## [Task instructions]
Take each line containing the word "page" and copy it.

## [Information provided]
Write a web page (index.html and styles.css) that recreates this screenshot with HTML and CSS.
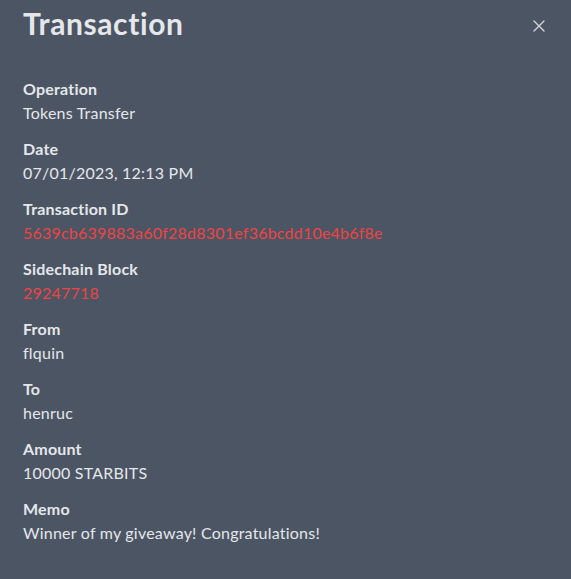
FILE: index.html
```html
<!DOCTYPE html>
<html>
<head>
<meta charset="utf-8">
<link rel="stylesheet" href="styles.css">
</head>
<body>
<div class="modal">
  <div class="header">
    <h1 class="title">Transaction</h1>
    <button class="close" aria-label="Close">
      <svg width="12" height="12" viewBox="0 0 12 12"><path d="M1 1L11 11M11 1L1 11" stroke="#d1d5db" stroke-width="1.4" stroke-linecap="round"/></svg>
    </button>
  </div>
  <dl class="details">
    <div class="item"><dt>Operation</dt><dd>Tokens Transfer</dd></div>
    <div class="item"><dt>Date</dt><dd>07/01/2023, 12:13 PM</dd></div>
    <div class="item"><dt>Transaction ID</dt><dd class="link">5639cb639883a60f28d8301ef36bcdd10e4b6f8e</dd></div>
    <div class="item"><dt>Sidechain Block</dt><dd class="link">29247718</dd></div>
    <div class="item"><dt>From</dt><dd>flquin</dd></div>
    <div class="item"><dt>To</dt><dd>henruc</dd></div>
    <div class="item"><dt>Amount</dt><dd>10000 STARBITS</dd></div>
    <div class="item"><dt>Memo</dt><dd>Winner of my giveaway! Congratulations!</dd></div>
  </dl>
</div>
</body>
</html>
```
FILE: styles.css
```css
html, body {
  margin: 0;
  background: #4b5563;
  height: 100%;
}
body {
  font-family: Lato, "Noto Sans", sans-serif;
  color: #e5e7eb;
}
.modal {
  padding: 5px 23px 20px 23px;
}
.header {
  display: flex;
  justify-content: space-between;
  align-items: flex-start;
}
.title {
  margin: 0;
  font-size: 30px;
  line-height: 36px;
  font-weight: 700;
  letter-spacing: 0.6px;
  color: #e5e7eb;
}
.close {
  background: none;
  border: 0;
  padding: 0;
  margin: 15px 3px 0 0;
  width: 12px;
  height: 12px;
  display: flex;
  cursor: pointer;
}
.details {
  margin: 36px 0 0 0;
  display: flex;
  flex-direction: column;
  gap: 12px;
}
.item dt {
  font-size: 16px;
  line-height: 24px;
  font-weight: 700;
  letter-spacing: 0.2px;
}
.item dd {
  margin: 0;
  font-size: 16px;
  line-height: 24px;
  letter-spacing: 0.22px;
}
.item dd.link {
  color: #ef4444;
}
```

* * *

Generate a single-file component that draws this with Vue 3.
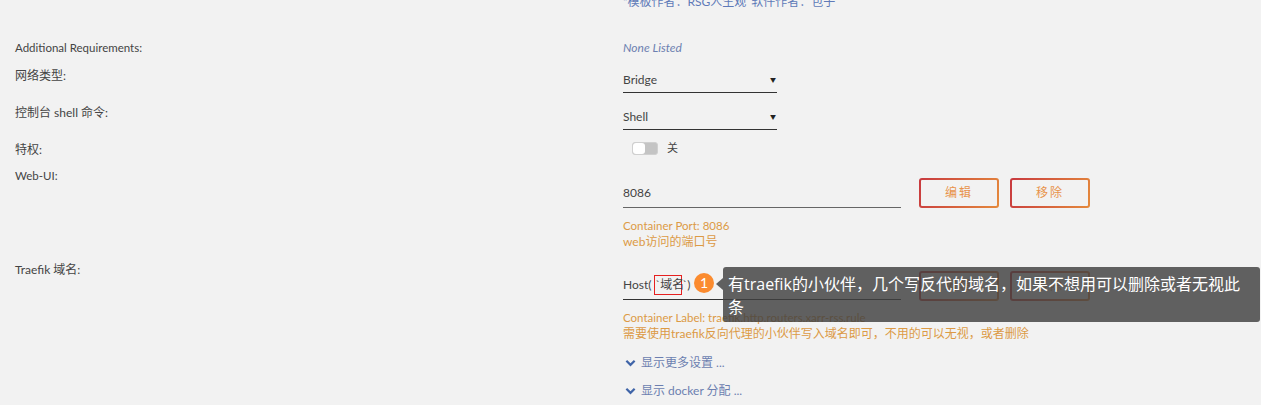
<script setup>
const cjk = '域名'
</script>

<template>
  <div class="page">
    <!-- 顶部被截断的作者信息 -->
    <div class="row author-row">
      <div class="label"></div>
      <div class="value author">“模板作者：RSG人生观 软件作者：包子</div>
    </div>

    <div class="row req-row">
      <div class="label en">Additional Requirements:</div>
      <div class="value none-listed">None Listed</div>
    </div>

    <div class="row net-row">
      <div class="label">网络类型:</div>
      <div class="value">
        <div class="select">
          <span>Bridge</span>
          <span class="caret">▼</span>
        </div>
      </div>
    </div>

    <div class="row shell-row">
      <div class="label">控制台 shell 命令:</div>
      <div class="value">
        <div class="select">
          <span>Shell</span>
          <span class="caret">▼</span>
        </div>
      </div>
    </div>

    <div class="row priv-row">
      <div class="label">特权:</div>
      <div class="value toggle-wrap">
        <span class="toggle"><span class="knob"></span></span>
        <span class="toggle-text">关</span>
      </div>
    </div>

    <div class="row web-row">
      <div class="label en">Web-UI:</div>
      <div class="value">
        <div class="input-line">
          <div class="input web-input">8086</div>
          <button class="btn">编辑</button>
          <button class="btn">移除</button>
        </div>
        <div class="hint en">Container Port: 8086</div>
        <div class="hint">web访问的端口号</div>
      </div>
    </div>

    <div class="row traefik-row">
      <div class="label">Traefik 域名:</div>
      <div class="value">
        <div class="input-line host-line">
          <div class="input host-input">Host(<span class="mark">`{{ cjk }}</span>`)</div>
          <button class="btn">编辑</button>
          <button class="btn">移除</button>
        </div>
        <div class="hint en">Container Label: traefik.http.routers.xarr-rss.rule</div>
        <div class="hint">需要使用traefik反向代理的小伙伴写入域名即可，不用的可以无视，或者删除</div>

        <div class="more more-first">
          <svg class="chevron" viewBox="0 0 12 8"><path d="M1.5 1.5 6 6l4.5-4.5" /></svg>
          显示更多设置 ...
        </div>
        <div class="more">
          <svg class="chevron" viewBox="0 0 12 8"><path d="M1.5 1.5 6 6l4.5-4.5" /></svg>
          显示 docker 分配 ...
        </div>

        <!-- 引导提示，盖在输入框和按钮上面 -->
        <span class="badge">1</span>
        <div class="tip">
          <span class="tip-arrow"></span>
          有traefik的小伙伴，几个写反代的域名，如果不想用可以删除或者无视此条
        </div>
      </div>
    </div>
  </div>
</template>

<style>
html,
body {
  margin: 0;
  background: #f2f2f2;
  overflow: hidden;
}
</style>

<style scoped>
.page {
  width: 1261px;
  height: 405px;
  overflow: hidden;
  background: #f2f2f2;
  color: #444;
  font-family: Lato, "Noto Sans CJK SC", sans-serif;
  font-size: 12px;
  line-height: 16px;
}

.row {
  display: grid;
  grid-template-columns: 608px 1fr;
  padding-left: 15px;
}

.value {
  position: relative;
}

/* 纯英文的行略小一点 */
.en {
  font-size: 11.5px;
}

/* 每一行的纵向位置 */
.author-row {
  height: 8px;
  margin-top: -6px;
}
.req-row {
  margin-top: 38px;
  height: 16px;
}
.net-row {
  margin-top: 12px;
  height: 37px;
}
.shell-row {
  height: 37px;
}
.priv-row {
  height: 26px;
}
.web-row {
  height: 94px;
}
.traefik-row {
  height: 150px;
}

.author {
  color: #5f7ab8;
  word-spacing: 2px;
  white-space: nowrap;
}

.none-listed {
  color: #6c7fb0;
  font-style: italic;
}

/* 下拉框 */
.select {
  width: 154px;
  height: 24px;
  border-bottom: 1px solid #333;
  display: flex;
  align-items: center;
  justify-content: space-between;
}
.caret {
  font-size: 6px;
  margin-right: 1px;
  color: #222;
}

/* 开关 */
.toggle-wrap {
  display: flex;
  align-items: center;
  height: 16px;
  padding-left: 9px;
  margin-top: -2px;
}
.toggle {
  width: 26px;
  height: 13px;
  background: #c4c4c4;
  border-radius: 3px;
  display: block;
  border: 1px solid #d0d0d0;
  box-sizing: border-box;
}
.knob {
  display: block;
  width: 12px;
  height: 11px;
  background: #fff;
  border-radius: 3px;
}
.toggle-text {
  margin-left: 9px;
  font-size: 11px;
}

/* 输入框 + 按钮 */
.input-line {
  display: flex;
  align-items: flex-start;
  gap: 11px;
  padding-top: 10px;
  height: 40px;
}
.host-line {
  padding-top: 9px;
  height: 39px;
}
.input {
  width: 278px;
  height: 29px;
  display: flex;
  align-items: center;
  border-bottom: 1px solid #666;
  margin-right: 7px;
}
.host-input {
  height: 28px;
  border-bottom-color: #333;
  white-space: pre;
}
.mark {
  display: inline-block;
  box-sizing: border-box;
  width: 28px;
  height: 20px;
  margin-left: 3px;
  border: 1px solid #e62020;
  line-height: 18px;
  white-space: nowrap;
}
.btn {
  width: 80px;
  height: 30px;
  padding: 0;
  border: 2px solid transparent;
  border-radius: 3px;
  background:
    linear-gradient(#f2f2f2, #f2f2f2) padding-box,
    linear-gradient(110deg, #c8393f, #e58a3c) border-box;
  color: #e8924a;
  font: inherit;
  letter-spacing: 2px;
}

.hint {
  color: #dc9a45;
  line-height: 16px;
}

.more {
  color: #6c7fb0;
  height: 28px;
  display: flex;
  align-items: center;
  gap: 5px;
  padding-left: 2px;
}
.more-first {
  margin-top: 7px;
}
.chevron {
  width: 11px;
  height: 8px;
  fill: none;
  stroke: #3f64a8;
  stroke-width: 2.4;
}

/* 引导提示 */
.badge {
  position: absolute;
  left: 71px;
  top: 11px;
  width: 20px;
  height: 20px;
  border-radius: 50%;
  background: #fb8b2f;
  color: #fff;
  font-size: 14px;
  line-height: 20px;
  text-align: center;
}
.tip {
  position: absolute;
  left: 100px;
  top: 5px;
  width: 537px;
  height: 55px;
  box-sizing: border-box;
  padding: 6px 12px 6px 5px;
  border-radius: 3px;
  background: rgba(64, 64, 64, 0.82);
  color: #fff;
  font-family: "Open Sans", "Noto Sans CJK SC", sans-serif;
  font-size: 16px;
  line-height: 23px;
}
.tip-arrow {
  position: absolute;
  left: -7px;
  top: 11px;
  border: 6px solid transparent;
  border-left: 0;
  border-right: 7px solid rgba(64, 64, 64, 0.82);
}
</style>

## [Result]
Write a web page (index.html and styles.css) that recreates this screenshot with HTML and CSS.
  <div class="page">
.page {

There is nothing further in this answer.